TD Ameritrade Holding Corp. showed the full impact of the inevitable commoditization of trading in its first quarterly earnings report since cutting trading commissions late last year.
The Omaha, Neb.-based custodian and brokerage platform reported a spike in various forms of organic business growth that was juxtaposed with higher advertising expenses and a 37% drop in profits for its fiscal first quarter ended Dec. 31.
While trading-commission revenue dropped by 39% on a quarter-over-quarter basis, the company focused on the spike in trading volume, “which helped offset a portion of the revenue impact from zero commissions,” Steve Boyle, TD’s interim president and chief executive, said in a prepared statement.

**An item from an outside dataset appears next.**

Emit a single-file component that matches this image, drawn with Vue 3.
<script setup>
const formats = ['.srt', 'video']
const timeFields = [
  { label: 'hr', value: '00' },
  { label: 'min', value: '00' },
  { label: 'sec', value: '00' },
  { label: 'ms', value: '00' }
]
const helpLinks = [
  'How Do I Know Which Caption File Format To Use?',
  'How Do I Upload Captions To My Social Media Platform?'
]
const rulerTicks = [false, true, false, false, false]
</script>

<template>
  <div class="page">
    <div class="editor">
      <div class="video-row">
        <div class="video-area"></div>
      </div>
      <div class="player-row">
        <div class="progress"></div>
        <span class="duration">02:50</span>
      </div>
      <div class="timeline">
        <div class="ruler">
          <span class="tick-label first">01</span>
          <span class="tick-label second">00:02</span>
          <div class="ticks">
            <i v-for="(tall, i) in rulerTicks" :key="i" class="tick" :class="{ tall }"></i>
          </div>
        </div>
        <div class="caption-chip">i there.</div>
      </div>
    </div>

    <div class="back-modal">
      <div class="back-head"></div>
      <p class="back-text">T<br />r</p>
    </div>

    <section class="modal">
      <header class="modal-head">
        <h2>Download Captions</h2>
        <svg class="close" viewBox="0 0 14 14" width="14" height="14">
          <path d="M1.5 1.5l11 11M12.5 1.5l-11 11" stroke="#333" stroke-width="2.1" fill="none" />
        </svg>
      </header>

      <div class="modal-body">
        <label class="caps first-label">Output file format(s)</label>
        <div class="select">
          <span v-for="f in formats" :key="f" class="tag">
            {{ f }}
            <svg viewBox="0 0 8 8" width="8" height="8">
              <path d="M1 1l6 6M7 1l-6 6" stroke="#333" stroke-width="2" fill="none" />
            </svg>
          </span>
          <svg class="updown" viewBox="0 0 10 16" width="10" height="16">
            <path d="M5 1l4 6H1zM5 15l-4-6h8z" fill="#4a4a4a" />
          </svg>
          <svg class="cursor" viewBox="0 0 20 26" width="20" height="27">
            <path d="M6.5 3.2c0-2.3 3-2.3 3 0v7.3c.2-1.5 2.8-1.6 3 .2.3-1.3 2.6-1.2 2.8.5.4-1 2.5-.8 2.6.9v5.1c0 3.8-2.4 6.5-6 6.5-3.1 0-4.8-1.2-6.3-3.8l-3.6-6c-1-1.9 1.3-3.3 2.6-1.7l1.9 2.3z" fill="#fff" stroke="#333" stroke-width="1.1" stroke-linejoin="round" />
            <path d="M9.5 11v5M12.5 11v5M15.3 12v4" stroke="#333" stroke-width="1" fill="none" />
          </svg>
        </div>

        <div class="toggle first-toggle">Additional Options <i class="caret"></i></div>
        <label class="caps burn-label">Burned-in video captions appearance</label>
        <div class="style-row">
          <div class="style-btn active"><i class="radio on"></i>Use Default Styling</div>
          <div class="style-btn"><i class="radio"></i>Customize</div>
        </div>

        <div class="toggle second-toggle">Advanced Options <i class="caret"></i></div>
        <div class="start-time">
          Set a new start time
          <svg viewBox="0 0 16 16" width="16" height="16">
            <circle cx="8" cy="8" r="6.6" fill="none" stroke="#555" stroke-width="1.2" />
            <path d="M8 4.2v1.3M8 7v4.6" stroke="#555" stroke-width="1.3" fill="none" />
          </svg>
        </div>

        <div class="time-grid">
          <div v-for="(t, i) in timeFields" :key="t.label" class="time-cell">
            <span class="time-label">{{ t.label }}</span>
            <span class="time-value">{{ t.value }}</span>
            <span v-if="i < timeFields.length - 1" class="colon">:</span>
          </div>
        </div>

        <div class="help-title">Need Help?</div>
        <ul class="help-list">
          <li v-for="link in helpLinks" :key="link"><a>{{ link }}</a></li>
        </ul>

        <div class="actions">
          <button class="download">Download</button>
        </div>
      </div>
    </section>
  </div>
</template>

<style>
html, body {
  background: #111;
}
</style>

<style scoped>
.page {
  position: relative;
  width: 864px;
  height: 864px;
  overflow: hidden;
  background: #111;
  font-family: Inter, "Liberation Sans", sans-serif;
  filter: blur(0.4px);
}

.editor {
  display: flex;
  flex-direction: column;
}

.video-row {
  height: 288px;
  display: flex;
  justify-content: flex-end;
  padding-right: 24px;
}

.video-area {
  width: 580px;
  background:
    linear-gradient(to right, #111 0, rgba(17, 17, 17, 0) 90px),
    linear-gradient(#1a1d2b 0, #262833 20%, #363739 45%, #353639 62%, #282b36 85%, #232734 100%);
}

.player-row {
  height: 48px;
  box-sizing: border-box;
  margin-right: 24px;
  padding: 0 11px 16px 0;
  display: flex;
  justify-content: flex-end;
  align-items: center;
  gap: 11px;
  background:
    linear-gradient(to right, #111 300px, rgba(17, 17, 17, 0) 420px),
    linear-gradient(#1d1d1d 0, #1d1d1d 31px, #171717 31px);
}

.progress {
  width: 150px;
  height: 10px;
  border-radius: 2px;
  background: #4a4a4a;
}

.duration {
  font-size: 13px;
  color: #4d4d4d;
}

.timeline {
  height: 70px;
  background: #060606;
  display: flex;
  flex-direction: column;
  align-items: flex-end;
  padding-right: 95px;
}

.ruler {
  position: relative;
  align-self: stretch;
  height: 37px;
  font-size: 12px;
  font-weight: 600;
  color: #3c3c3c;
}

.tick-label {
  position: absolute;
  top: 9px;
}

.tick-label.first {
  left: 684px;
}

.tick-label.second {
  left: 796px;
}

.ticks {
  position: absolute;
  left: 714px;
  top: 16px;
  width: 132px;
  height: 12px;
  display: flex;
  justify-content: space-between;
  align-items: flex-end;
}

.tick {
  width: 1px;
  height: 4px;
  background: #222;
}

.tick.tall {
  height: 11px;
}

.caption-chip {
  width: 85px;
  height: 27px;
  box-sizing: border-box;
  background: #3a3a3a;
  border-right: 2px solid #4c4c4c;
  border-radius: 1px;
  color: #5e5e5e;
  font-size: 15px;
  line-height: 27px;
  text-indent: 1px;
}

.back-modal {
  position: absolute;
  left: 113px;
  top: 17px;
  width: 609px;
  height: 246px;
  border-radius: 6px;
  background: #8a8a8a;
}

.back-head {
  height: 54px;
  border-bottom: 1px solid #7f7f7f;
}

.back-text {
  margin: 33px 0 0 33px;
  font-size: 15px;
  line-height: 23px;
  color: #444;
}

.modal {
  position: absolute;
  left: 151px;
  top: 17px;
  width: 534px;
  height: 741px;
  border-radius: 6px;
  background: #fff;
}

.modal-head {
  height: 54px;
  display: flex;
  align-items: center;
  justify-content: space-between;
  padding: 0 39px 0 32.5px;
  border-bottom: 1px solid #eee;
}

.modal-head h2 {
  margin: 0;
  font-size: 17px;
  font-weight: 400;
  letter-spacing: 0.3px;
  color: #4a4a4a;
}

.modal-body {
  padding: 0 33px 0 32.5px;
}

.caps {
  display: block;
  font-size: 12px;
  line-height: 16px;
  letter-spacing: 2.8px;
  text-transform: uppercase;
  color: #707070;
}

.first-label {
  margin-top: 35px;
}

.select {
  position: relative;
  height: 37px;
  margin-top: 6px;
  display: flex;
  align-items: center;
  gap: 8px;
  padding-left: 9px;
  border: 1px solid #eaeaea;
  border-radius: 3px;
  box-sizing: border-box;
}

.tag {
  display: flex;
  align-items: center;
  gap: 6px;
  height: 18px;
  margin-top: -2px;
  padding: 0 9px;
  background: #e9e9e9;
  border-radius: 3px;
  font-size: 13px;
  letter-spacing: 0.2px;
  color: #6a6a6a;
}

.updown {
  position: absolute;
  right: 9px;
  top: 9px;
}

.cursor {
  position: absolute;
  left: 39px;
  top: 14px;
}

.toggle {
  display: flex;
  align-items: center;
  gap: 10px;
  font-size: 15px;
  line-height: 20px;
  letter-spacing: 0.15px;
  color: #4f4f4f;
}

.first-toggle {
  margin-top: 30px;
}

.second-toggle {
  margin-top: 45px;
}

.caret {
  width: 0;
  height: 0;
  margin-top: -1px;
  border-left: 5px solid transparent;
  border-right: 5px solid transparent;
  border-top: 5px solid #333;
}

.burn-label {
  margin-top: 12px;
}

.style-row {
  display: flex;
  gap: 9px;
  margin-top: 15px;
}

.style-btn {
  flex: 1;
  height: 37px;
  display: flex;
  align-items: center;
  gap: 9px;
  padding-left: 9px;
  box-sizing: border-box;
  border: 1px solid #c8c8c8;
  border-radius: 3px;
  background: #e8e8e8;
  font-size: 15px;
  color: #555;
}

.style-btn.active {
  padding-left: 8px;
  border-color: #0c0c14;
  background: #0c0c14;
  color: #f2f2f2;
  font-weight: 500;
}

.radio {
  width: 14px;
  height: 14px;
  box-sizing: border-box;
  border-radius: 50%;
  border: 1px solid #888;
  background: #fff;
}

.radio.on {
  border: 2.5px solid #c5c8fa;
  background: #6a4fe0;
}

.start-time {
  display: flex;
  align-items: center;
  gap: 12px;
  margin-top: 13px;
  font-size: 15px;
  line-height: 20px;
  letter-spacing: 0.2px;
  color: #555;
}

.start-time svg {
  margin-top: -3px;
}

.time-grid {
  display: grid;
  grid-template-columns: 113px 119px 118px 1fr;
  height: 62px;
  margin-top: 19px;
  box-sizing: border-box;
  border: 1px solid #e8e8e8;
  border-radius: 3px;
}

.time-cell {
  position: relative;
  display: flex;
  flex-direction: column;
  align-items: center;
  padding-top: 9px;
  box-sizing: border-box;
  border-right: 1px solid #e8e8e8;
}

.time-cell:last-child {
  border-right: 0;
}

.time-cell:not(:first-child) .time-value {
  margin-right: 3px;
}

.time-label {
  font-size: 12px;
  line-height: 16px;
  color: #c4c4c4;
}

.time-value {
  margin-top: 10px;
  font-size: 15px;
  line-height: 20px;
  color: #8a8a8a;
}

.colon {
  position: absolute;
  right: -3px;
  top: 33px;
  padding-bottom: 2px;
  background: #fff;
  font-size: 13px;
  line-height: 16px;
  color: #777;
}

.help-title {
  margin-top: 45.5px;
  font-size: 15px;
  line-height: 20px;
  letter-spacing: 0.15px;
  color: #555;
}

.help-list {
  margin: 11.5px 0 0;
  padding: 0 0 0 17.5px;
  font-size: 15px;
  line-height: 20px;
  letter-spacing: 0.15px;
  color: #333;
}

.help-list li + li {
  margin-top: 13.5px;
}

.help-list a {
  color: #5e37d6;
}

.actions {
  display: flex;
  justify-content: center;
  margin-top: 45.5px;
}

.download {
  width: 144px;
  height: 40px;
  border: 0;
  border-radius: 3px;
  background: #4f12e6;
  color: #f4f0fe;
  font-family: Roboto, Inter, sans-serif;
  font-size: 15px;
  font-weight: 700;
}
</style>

“History was made on the first day of our new fiscal year when the cost to trade went to zero for most trades, resulting in a new world in discount brokerage where price no longer clouds the comparison for trades,” Mr. Boyle said.
Even though trading revenue represented about 30% of TD’s overall revenues prior to the fee cuts, brokerage platforms are partially recouping some of those lost commissions by selling the data from their higher trading volume to interested buyers, including hedge funds and quantitative analysts that glean information from the trading patterns.
According to Mr. Boyle, in the first quarter, TD’s volume averaged 1 million trades per day for the first time in the company’s history.
The company reported 38 days during the first quarter when trading eclipsed 1 million trades, which compares to 23 days with more than 1 million trades for all of the previous fiscal year.
“Trading is up roughly 40% January to date, averaging 1.4 million trades per day,” Mr. Boyle said.
Pauline Bell, equity analyst with CFRA, said that the reduced trading revenue was expected, but that she did not anticipate the increased marketing and advertising expenses that TD, along with other brokerages offering free trades, are having to absorb to compete for market share.
“Until Ameritrade cut commissions, they relied on being a premium provider based on the price they were charging,” she said. “Now they have to market their name to compete.”
The increased advertising costs are among the reasons Ms. Bell reduced her full-year earnings per share estimate for the company by 3 cents, to $3.01 per share.
Meanwhile, she is raising her full-year price target for TD stock by $8 to $53, a decision based almost entirely on the expectation that TD will be acquired by Charles Schwab Corp. within the next six to 10 months.
“The price target is tied to the merger, and the market is pricing in an 80% probability that the merger happens,” Ms. Bell said. “Combined, those two companies will have a more than 50% market share on the institutional side.”
The $1 billion breakup fee that will have to be absorbed if either party walks away for nonregulatory reasons is further insurance that the deal will go through.
In addition to the 11% increase year-over-year in average client trades per day, client assets were up 23%, interest-rate sensitive assets were up 4%, and net revenues were up 15%.